» GIVEN DATA
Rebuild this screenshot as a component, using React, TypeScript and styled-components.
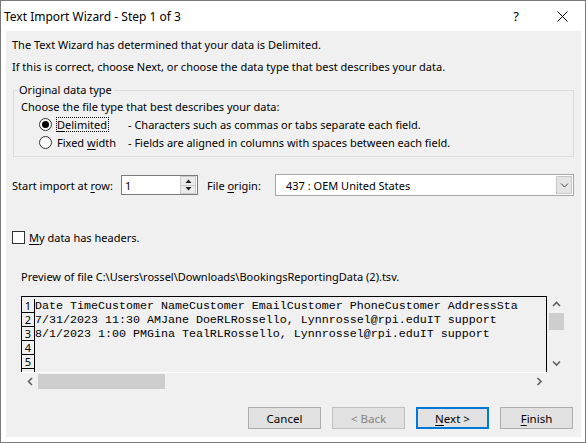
import React from "react";
import styled, { createGlobalStyle } from "styled-components";

const GlobalStyle = createGlobalStyle`
  html, body {
    margin: 0;
    padding: 0;
    background: #ffffff;
  }
  body {
    font-family: "Noto Sans", "Open Sans", sans-serif;
    font-size: 11px;
    color: #000;
  }
  * {
    box-sizing: border-box;
  }
`;

const Window = styled.div`
  width: 586px;
  height: 443px;
  border: 1px solid #7a7a7a;
  background: #ffffff;
  display: flex;
  flex-direction: column;
`;

const TitleBar = styled.div`
  height: 30px;
  flex-shrink: 0;
  display: flex;
  align-items: center;
  padding-left: 3px;
`;

const TitleText = styled.div`
  flex: 1;
  font-size: 12px;
`;

const CaptionButton = styled.div`
  width: 46px;
  height: 30px;
  display: flex;
  align-items: center;
  justify-content: center;
  font-size: 13px;
`;

const Body = styled.div`
  flex: 1;
  margin: 0 4px 5px 5px;
  padding-top: 5px;
  background: #f0f0f0;
  display: flex;
  flex-direction: column;
`;

const Intro = styled.p`
  margin: 0 0 4px;
  padding-left: 6px;
  line-height: 18px;
  white-space: nowrap;
`;

const Group = styled.fieldset`
  margin: 2px 7px 0;
  padding: 0 0 5px 7px;
  border: 1px solid #dcdcdc;
  min-width: 0;
`;

const Legend = styled.legend`
  margin-left: -4px;
  padding: 0 2px;
  line-height: 16px;
`;

const Hint = styled.div`
  line-height: 17px;
`;

const RadioRow = styled.div`
  display: grid;
  grid-template-columns: 89px auto;
  align-items: center;
  height: 18px;
  margin-left: 18px;
`;

const RadioChoice = styled.div`
  display: flex;
  align-items: center;
`;

const RadioDot = styled.span<{ $checked?: boolean }>`
  width: 13px;
  height: 13px;
  border-radius: 50%;
  border: 1px solid #333333;
  background: #ffffff;
  display: flex;
  align-items: center;
  justify-content: center;

  &::after {
    content: "";
    width: 7px;
    height: 7px;
    border-radius: 50%;
    background: ${({ $checked }) => ($checked ? "#000000" : "transparent")};
  }
`;

const ChoiceText = styled.span<{ $focused?: boolean }>`
  margin-left: 4px;
  padding: 0 1px 0 0;
  line-height: 13px;
  border: 1px dotted ${({ $focused }) => ($focused ? "#000000" : "transparent")};
`;

const Key = styled.u`
  text-decoration: underline;
  text-underline-offset: 2px;
`;

const OptionRow = styled.div<{ $top: number }>`
  display: flex;
  align-items: center;
  margin-top: ${({ $top }) => $top}px;
  padding-left: 6px;
  min-height: 18px;
`;

const FieldLabel = styled.span<{ $w: number; $gap?: number }>`
  width: ${({ $w }) => $w}px;
  margin-left: ${({ $gap }) => $gap ?? 0}px;
  flex-shrink: 0;
  white-space: nowrap;
`;

const SpinBox = styled.div`
  width: 77px;
  height: 20px;
  border: 1px solid #7a7a7a;
  background: #ffffff;
  display: flex;
  align-items: center;
`;

const SpinValue = styled.span`
  flex: 1;
  padding-left: 3px;
`;

const SpinButtons = styled.div`
  width: 16px;
  height: 18px;
  margin-right: 1px;
  display: flex;
  flex-direction: column;
  border: 1px solid #cccccc;
  background: #ececec;
`;

const SpinButton = styled.div<{ $top?: boolean }>`
  flex: 1;
  display: flex;
  align-items: center;
  justify-content: center;
  border-bottom: ${({ $top }) => ($top ? "1px solid #cccccc" : "none")};
`;

const Select = styled.div`
  width: 299px;
  height: 22px;
  border: 1px solid #a6a6a6;
  background: #ffffff;
  display: flex;
  align-items: center;
`;

const SelectValue = styled.span`
  flex: 1;
  padding-left: 10px;
`;

const DropButton = styled.div`
  width: 16px;
  height: 18px;
  margin-right: 1px;
  background: #e5e5e5;
  border: 1px solid #c8c8c8;
  display: flex;
  align-items: center;
  justify-content: center;
`;

const CheckBox = styled.span`
  width: 13px;
  height: 13px;
  border: 1px solid #333333;
  background: #ffffff;
  margin-right: 4px;
`;

const PreviewTitle = styled.div`
  margin-top: 22px;
  padding-left: 15px;
  line-height: 18px;
  white-space: nowrap;
`;

const PreviewFrame = styled.div`
  margin: 10px 0 0 15px;
  display: grid;
  grid-template-columns: 526px 18px;
  grid-template-rows: 76px 17px;
  width: 544px;
`;

const DataGrid = styled.div`
  border: 1px solid #000000;
  border-bottom: none;
  padding-top: 2px;
  overflow: hidden;
`;

const DataRow = styled.div`
  display: flex;
  height: 14px;
`;

const RowNumber = styled.div`
  width: 13px;
  flex-shrink: 0;
  border-right: 1px solid #000000;
  border-bottom: 1px solid #000000;
  padding-top: 1px;
  font-size: 11px;
  line-height: 12px;
  text-align: center;
`;

const DataText = styled.div`
  padding-top: 1px;
  font-family: "Liberation Mono", "Courier New", monospace;
  font-size: 11.67px;
  line-height: 13px;
  white-space: pre;
`;

const VScroll = styled.div`
  margin-left: 1px;
  display: flex;
  flex-direction: column;
  align-items: center;
`;

const ScrollArrow = styled.div<{ $w: number; $h: number }>`
  width: ${({ $w }) => $w}px;
  height: ${({ $h }) => $h}px;
  display: flex;
  align-items: center;
  justify-content: center;
  flex-shrink: 0;
`;

const VTrack = styled.div`
  flex: 1;
  width: 15px;
`;

const VThumb = styled.div`
  width: 15px;
  height: 17px;
  background: #cdcdcd;
`;

const HScroll = styled.div`
  margin-left: 1px;
  border-top: 1px solid #ffffff;
  display: flex;
  align-items: center;
`;

const HTrack = styled.div`
  flex: 1;
  height: 15px;
`;

const HThumb = styled.div`
  width: 127px;
  height: 15px;
  background: #cdcdcd;
`;

const ButtonBar = styled.div`
  margin-top: auto;
  padding: 0 8px 8px 0;
  display: flex;
  justify-content: flex-end;
  gap: 11px;
`;

const Button = styled.div<{ $default?: boolean; $disabled?: boolean }>`
  width: 73px;
  height: 22px;
  display: flex;
  align-items: center;
  justify-content: center;
  font-size: 11.5px;
  background: #e1e1e1;
  color: ${({ $disabled }) => ($disabled ? "#838383" : "#000000")};
  border: ${({ $default, $disabled }) =>
    $default ? "2px solid #0078d7" : $disabled ? "1px solid #bfbfbf" : "1px solid #adadad"};
`;

type Dir = "up" | "down" | "left" | "right";

const chevronPoints: Record<Dir, string> = {
  up: "1,5 4.5,1.5 8,5",
  down: "1,1.5 4.5,5 8,1.5",
  left: "5,1 1.5,4.5 5,8",
  right: "1.5,1 5,4.5 1.5,8",
};

const Chevron = ({ dir, color = "#606060", width = 1.6 }: { dir: Dir; color?: string; width?: number }) => {
  const vertical = dir === "up" || dir === "down";
  return (
    <svg width={vertical ? 9 : 7} height={vertical ? 7 : 9} viewBox={vertical ? "0 0 9 7" : "0 0 7 9"}>
      <polyline points={chevronPoints[dir]} fill="none" stroke={color} strokeWidth={width} />
    </svg>
  );
};

const SpinTriangle = ({ up }: { up?: boolean }) => (
  <svg width="7" height="4" viewBox="0 0 7 4">
    <polygon points={up ? "0.5,4 3.5,0.5 6.5,4" : "0.5,0 3.5,3.5 6.5,0"} fill="#222" />
  </svg>
);

const CloseIcon = () => (
  <svg width="11" height="11" viewBox="0 0 11 11">
    <path d="M0.5 0.5 L10.5 10.5 M10.5 0.5 L0.5 10.5" stroke="#000" strokeWidth="1" />
  </svg>
);

// the preview shows five numbered rows, the sixth is only a sliver under the scrollbar
const rows = [
  "Date TimeCustomer NameCustomer EmailCustomer PhoneCustomer AddressSta",
  "7/31/2023 11:30 AMJane DoeRLRossello, Lynnrossel@rpi.eduIT support",
  "8/1/2023 1:00 PMGina TealRLRossello, Lynnrossel@rpi.eduIT support",
  "",
  "",
  "",
];

export default function App() {
  return (
    <>
      <GlobalStyle />
      <Window>
        <TitleBar>
          <TitleText>Text Import Wizard - Step 1 of 3</TitleText>
          <CaptionButton>?</CaptionButton>
          <CaptionButton>
            <CloseIcon />
          </CaptionButton>
        </TitleBar>

        <Body>
          <Intro>The Text Wizard has determined that your data is Delimited.</Intro>
          <Intro>If this is correct, choose Next, or choose the data type that best describes your data.</Intro>

          <Group>
            <Legend>Original data type</Legend>
            <Hint>Choose the file type that best describes your data:</Hint>
            <RadioRow>
              <RadioChoice>
                <RadioDot $checked />
                <ChoiceText $focused>
                  <Key>D</Key>elimited
                </ChoiceText>
              </RadioChoice>
              <span>- Characters such as commas or tabs separate each field.</span>
            </RadioRow>
            <RadioRow>
              <RadioChoice>
                <RadioDot />
                <ChoiceText>
                  Fixed <Key>w</Key>idth
                </ChoiceText>
              </RadioChoice>
              <span>- Fields are aligned in columns with spaces between each field.</span>
            </RadioRow>
          </Group>

          <OptionRow $top={17}>
            <FieldLabel $w={109}>
              Start import at <Key>r</Key>ow:
            </FieldLabel>
            <SpinBox>
              <SpinValue>1</SpinValue>
              <SpinButtons>
                <SpinButton $top>
                  <SpinTriangle up />
                </SpinButton>
                <SpinButton>
                  <SpinTriangle />
                </SpinButton>
              </SpinButtons>
            </SpinBox>
            <FieldLabel $w={68} $gap={9}>
              File <Key>o</Key>rigin:
            </FieldLabel>
            <Select>
              <SelectValue>437 : OEM United States</SelectValue>
              <DropButton>
                <Chevron dir="down" color="#444" width={1} />
              </DropButton>
            </Select>
          </OptionRow>

          <OptionRow $top={32}>
            <CheckBox />
            <span>
              <Key>M</Key>y data has headers.
            </span>
          </OptionRow>

          <PreviewTitle>Preview of file C:\Users\rossel\Downloads\BookingsReportingData (2).tsv.</PreviewTitle>

          <PreviewFrame>
            <DataGrid>
              {rows.map((text, i) => (
                <DataRow key={i}>
                  <RowNumber>{i < 5 ? i + 1 : ""}</RowNumber>
                  <DataText>{text}</DataText>
                </DataRow>
              ))}
            </DataGrid>
            <VScroll>
              <ScrollArrow $w={17} $h={17}>
                <Chevron dir="up" />
              </ScrollArrow>
              <VTrack>
                <VThumb />
              </VTrack>
              <ScrollArrow $w={17} $h={17}>
                <Chevron dir="down" />
              </ScrollArrow>
            </VScroll>
            <HScroll>
              <ScrollArrow $w={16} $h={15}>
                <Chevron dir="left" />
              </ScrollArrow>
              <HTrack>
                <HThumb />
              </HTrack>
              <ScrollArrow $w={16} $h={15}>
                <Chevron dir="right" />
              </ScrollArrow>
            </HScroll>
          </PreviewFrame>

          <ButtonBar>
            <Button>Cancel</Button>
            <Button $disabled>&lt; Back</Button>
            <Button $default>
              <span>
                <Key>N</Key>ext &gt;
              </span>
            </Button>
            <Button>
              <span>
                <Key>F</Key>inish
              </span>
            </Button>
          </ButtonBar>
        </Body>
      </Window>
    </>
  );
}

» WHAT THE EXERCISE ASKS
Which lines contain "this"? Copy each of them out.

» RESPONSE
Rebuild this screenshot as a component, using React, TypeScript and styled-components.
          <Intro>If this is correct, choose Next, or choose the data type that best describes your data.</Intro>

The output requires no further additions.